**Work to be completed**
Using the material that follows, identify and copy each line with the string "index".

**Data excerpt**
========
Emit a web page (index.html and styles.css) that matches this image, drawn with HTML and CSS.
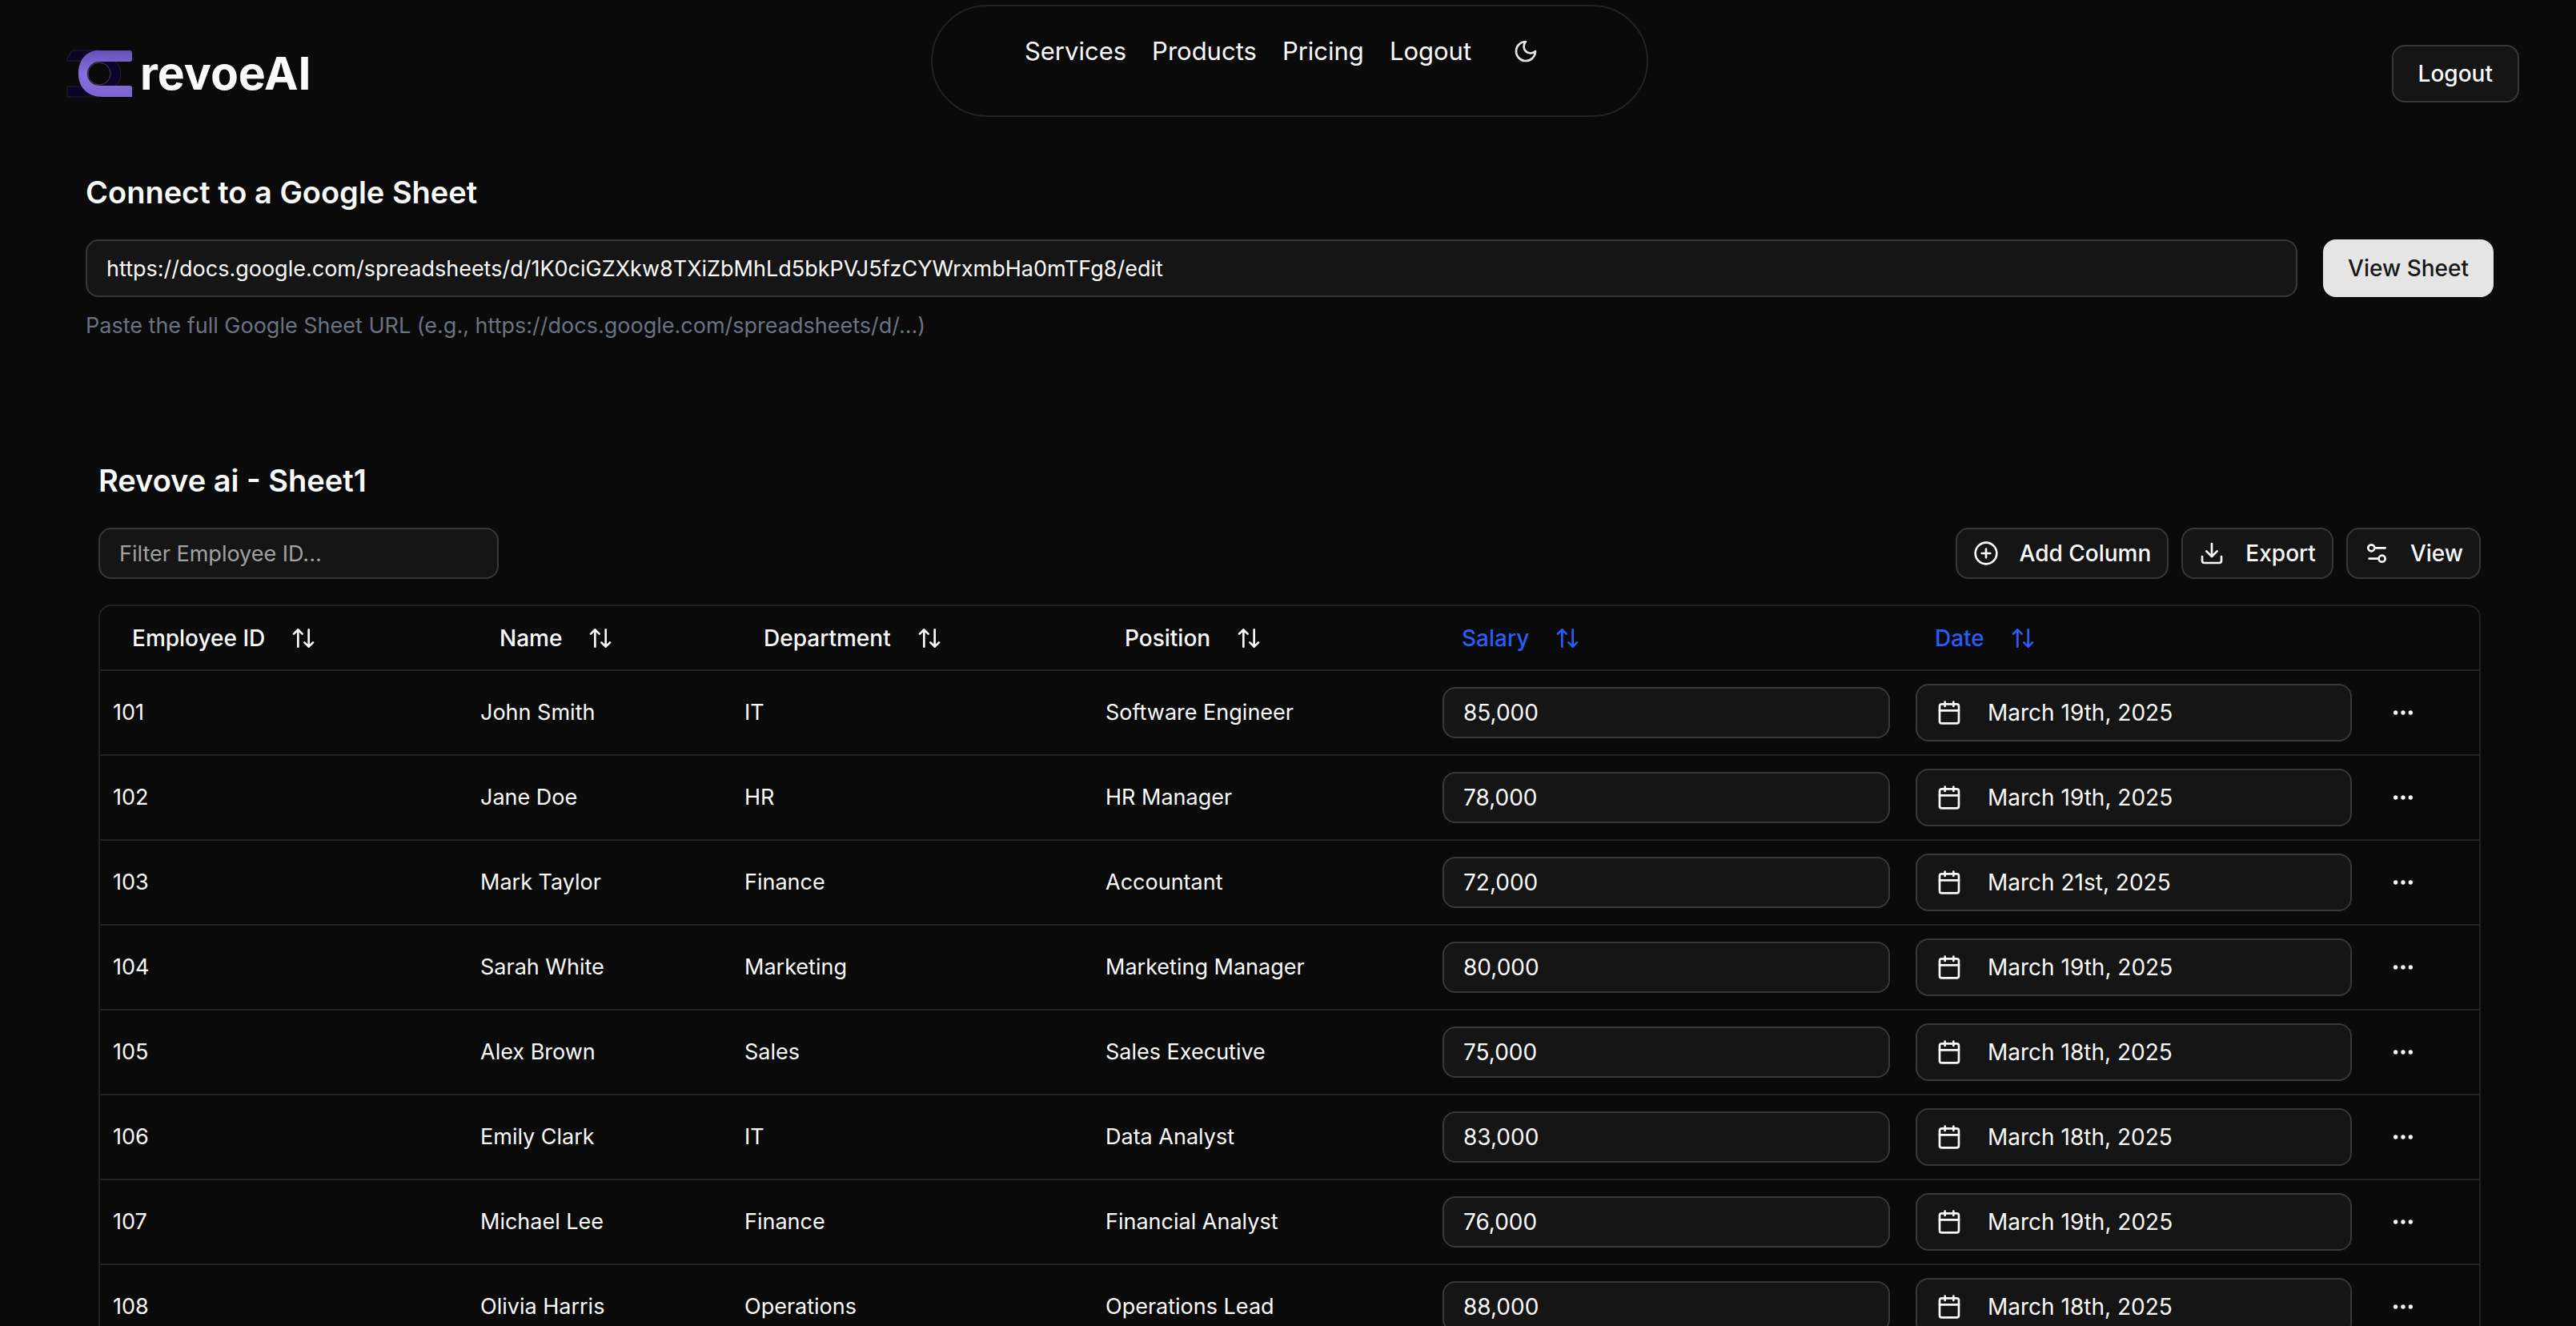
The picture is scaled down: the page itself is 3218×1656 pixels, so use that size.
FILE: index.html
```html
<!DOCTYPE html>
<html lang="en">
<head>
<meta charset="utf-8">
<title>revoeAI</title>
<link rel="stylesheet" href="styles.css">
</head>
<body>
<svg class="sprite" aria-hidden="true">
  <symbol id="sort" viewBox="0 0 24 24"><path d="m3 8 4-4 4 4M7 4v16M21 16l-4 4-4-4M17 20V4"/></symbol>
  <symbol id="calendar" viewBox="0 0 24 24"><path d="M8 2v4M16 2v4M3 10h18"/><rect x="3" y="4" width="18" height="18" rx="2"/></symbol>
  <symbol id="dots" viewBox="0 0 24 24"><circle cx="12" cy="12" r="1"/><circle cx="19" cy="12" r="1"/><circle cx="5" cy="12" r="1"/></symbol>
</svg>
<header class="topbar">
  <a class="brand" href="#">
    <svg class="brand-mark" viewBox="0 0 82 60" aria-hidden="true">
      <defs><linearGradient id="mark" x1="0" y1="0" x2="0" y2="1"><stop offset="0" stop-color="#6650b8"/><stop offset=".5" stop-color="#8470dc"/><stop offset="1" stop-color="#7c64d2"/></linearGradient></defs>
      <path d="M7 1H40V14H1V11Z M1 46H40V59H1Z M41 3H60V14Q68 20 68 30T60 46H41Z" fill="#0c0428" stroke="#25212f"/>
      <path d="M37 1H79Q82 1 82 4V12Q82 15 79 15H41A15 15 0 0 0 41 45H79Q82 45 82 48V59H45C27 59 15 48 15 30C15 13 24 3 37 1Z" fill="url(#mark)"/>
      <circle cx="41" cy="30" r="14" fill="#0a0a0a" stroke="#4b4560"/>
    </svg>
    <span>revoeAI</span>
  </a>
  <nav class="menu">
    <a href="#">Services</a>
    <a href="#">Products</a>
    <a href="#">Pricing</a>
    <a href="#">Logout</a>
    <button class="icon-button theme" type="button" aria-label="Toggle theme"><svg class="icon" viewBox="0 0 24 24"><path d="M12 3a6 6 0 0 0 9 9 9 9 0 1 1-9-9Z"/></svg></button>
  </nav>
  <button class="button logout" type="button">Logout</button>
</header>
<main class="page">
  <form class="connect">
    <h2><label for="url">Connect to a Google Sheet</label></h2>
    <div class="connect-row">
      <input class="field url" id="url" type="text" value="https://docs.google.com/spreadsheets/d/1K0ciGZXkw8TXiZbMhLd5bkPVJ5fzCYWrxmbHa0mTFg8/edit">
      <button class="button primary" type="button">View Sheet</button>
    </div>
    <p class="hint">Paste the full Google Sheet URL (e.g., https://docs.google.com/spreadsheets/d/...)</p>
  </form>
  <section class="sheet">
    <h2>Revove ai - Sheet1</h2>
    <div class="toolbar">
      <input class="field small filter" type="text" placeholder="Filter Employee ID..." aria-label="Filter Employee ID">
      <button class="button small" type="button"><svg class="icon" viewBox="0 0 24 24"><circle cx="12" cy="12" r="10"/><path d="M8 12h8M12 8v8"/></svg>Add Column</button>
      <button class="button small" type="button"><svg class="icon" viewBox="0 0 24 24"><path d="M21 15v4a2 2 0 0 1-2 2H5a2 2 0 0 1-2-2v-4M7 10l5 5 5-5M12 15V3"/></svg>Export</button>
      <button class="button small" type="button"><svg class="icon" viewBox="0 0 24 24"><path d="M20 7h-9M14 17H5"/><circle cx="17" cy="17" r="3"/><circle cx="7" cy="7" r="3"/></svg>View</button>
    </div>
    <div class="table-frame">
      <table>
        <colgroup><col class="c-id"><col class="c-name"><col class="c-dept"><col class="c-pos"><col class="c-salary"><col class="c-date"><col class="c-actions"></colgroup>
        <thead>
          <tr>
            <th><button class="sort" type="button">Employee ID<svg class="icon"><use href="#sort"/></svg></button></th>
            <th><button class="sort" type="button">Name<svg class="icon"><use href="#sort"/></svg></button></th>
            <th><button class="sort" type="button">Department<svg class="icon"><use href="#sort"/></svg></button></th>
            <th><button class="sort" type="button">Position<svg class="icon"><use href="#sort"/></svg></button></th>
            <th><button class="sort custom" type="button">Salary<svg class="icon"><use href="#sort"/></svg></button></th>
            <th><button class="sort custom" type="button">Date<svg class="icon"><use href="#sort"/></svg></button></th>
            <th></th>
          </tr>
        </thead>
        <tbody id="rows"></tbody>
      </table>
    </div>
  </section>
</main>
<script src="rows.js"></script>
</body>
</html>
```
FILE: styles.css
```css
:root {
  --bg: #0a0a0a;
  --text: #fafafa;
  --surface: #151515;
  --line: #222222;
  --control-line: #383838;
  --accent: #2b5cf6;
}

* {
  box-sizing: border-box;
}

html {
  height: 100%;
  overflow: hidden;
}

body {
  margin: 0;
  height: 100%;
  overflow: hidden;
  background: var(--bg);
  color: var(--text);
  font: 28px/40px Inter, "Liberation Sans", sans-serif;
}

a {
  color: inherit;
  text-decoration: none;
}

button,
input {
  font: inherit;
  color: inherit;
}

h2 {
  margin: 0;
  font-size: 38px;
  line-height: 56px;
  font-weight: 600;
}

.sprite {
  display: none;
}

.icon {
  width: 32px;
  height: 32px;
  flex: none;
  fill: none;
  stroke: currentColor;
  stroke-width: 2;
  stroke-linecap: round;
  stroke-linejoin: round;
}

/* Top bar */
.topbar {
  display: grid;
  grid-template-columns: 1fr 896px 1fr;
  align-items: start;
  padding: 6px 71px 0 75px;
}

.brand {
  display: flex;
  align-items: center;
  gap: 10px;
  padding: 50px 0 0 8px;
  font-size: 57px;
  line-height: 72px;
  font-weight: 700;
}

.brand-mark {
  width: 82px;
  height: 60px;
}

.menu {
  display: flex;
  justify-content: center;
  align-items: center;
  gap: 32px;
  padding: 20px 0 44px;
  border: 2px solid var(--line);
  border-radius: 70px;
  font-size: 31px;
}

.icon-button {
  display: flex;
  align-items: center;
  justify-content: center;
  width: 64px;
  height: 64px;
  padding: 0;
  border: 0;
  background: none;
}

.theme {
  width: 72px;
  height: 72px;
  color: #e5e5e5;
}

.button {
  display: flex;
  align-items: center;
  justify-content: center;
  height: 72px;
  padding: 0 31px;
  border: 2px solid var(--control-line);
  border-radius: 16px;
  background: var(--surface);
  font-weight: 500;
  white-space: nowrap;
}

.button.small {
  gap: 26px;
  height: 64px;
  padding: 0 20px;
}

.primary {
  border: 0;
  background: #e5e5e5;
  color: #171717;
}

.logout {
  justify-self: end;
  margin-top: 50px;
}

/* Sheet connection */
.page {
  padding: 66px 103px 0 107px;
}

.connect h2 {
  margin-bottom: 31px;
}

.connect-row {
  display: flex;
  gap: 32px;
}

.field {
  flex: 1;
  min-width: 0;
  width: 100%;
  height: 72px;
  padding: 0 24px;
  border: 2px solid var(--control-line);
  border-radius: 16px;
  background: var(--surface);
}

.url,
.hint,
.filter,
td {
  font-size: 27px;
}

.field.small {
  height: 64px;
}

.field::placeholder {
  color: #a1a1a1;
  opacity: 1;
}

.hint {
  margin: 16px 0 0;
  color: #6a7282;
}

/* Sheet table */
.sheet {
  padding: 145px 16px 0;
}

.toolbar {
  display: flex;
  gap: 16px;
  margin: 31px 0 32px;
}

.toolbar .filter {
  flex: 0 0 500px;
  margin-right: auto;
}

.table-frame {
  border: 2px solid var(--line);
  border-radius: 16px;
}

table {
  width: 100%;
  table-layout: fixed;
  border-spacing: 0;
}

.c-id { width: 459px; }
.c-name { width: 330px; }
.c-dept { width: 451px; }
.c-pos { width: 421px; }
.c-date { width: 577px; }
.c-actions { width: 143px; }

th,
td {
  padding: 0 16px;
  border-bottom: 2px solid var(--line);
  text-align: left;
}

th {
  height: 81px;
}

td {
  height: 106px;
}

.sort {
  display: flex;
  align-items: center;
  gap: 32px;
  padding: 0 24px;
  border: 0;
  background: none;
  font-weight: 500;
}

.custom {
  color: var(--accent);
}

td .field,
.date {
  font-size: 28px;
}

.date {
  display: flex;
  align-items: center;
  gap: 32px;
  width: 100%;
  height: 72px;
  padding: 0 24px;
  border: 2px solid var(--control-line);
  border-radius: 16px;
  background: var(--surface);
}
```
FILE: rows.js
```js
const employees = [
  [101, "John Smith", "IT", "Software Engineer", "85,000", "March 19th, 2025"],
  [102, "Jane Doe", "HR", "HR Manager", "78,000", "March 19th, 2025"],
  [103, "Mark Taylor", "Finance", "Accountant", "72,000", "March 21st, 2025"],
  [104, "Sarah White", "Marketing", "Marketing Manager", "80,000", "March 19th, 2025"],
  [105, "Alex Brown", "Sales", "Sales Executive", "75,000", "March 18th, 2025"],
  [106, "Emily Clark", "IT", "Data Analyst", "83,000", "March 18th, 2025"],
  [107, "Michael Lee", "Finance", "Financial Analyst", "76,000", "March 19th, 2025"],
  [108, "Olivia Harris", "Operations", "Operations Lead", "88,000", "March 18th, 2025"]
];

document.getElementById("rows").innerHTML = employees.map(([id, name, dept, position, salary, date]) => `
  <tr>
    <td>${id}</td><td>${name}</td><td>${dept}</td><td>${position}</td>
    <td><input class="field small" type="text" value="${salary}" aria-label="Salary of ${name}"></td>
    <td><button class="date" type="button"><svg class="icon"><use href="#calendar"/></svg>${date}</button></td>
    <td><button class="icon-button" type="button" aria-label="Actions for ${name}"><svg class="icon"><use href="#dots"/></svg></button></td>
  </tr>`).join("");
```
========
**Task response**
Emit a web page (index.html and styles.css) that matches this image, drawn with HTML and CSS.
FILE: index.html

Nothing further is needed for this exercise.